An overview of the principles of drama from the ancient Greeks to contemporary society. The class draws on theatre history and social context, the reading of great literature, critical analyses, and artistic exploration to culminate in the experience which is the essential element of the art itself – performance. 

In this course, students will investigate the principles and practice of theatre over 2500 years, from contemporary theatre to Ancient Greece. Three units will scaffold the course: Contemporary/Modern Theatre, The Renaissance Imagination and The Greek Experience. Students will attend performances in Washington, DC theatres that will anchor each unit. Dramatic literature and basic elements of theatre practice/performance will be investigated as a source of insight, a reflection of society, and as provocateur for change.

Through class discussions, play readings, lectures, writing assignments and exercises, as well as interaction with guest presenters, students will gain an appreciation for theatre and an ability to think receptively, aesthetically, communicatively, and creatively.

From the Professor- Isaiah Wooden

Describe your course. What will the students be studying and learning?

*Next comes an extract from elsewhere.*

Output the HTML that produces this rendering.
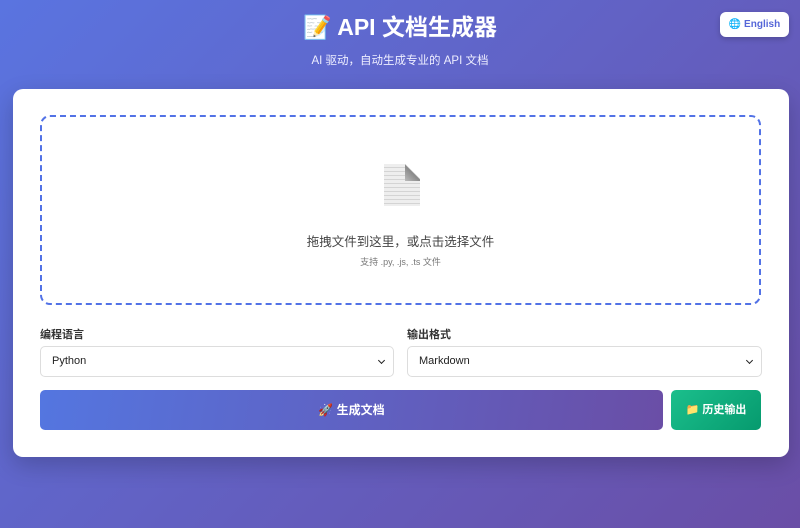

What is theater? Why and how does it capture our attention? This course combines theater history, play analysis, and artistic exploration to offer an overview of the principles of theater. Through critical and creative engagements with a range of historically and culturally diverse plays—from Ancient Greece to contemporary America—students will examine the various elements and art forms that contribute to the practices of theater-making. The course’s three units—the Greek Experience; the Renaissance Imagination; and the Modern/Contemporary Vision—will each integrate lectures, discussions, writing assignments, and performance exercises and will culminate with students attending performances at some of Washington, D.C.’s vibrant theaters. Students in the course can expect to sharpen their theatrical vocabularies while developing a greater appreciation for the significance of theater societally.

Why would a first-year student want to take this course? Discuss its uniqueness as part of the University College, your teaching style, and any special opportunities the students may have.

This course aims to excite in first-year students an enthusiasm for theater and performance. To that end, I cultivate a learning environment in which intellectual insights and artistic contributions are rigorously considered and respected and in which students can activate their imaginations, participate in spirited dialogue, and feel empowered to perform. Students will find the opportunities to move between critical thinking and performance—as well as between the traditional classroom space and the city—that the course promises especially compelling, I think.

What do you like best about teaching first-year students?

The tremendous passion that first-year students have for learning and building community is perhaps what I enjoy most about teaching them. I also appreciate that we get to explore one of the nation’s most fecund theatre communities together.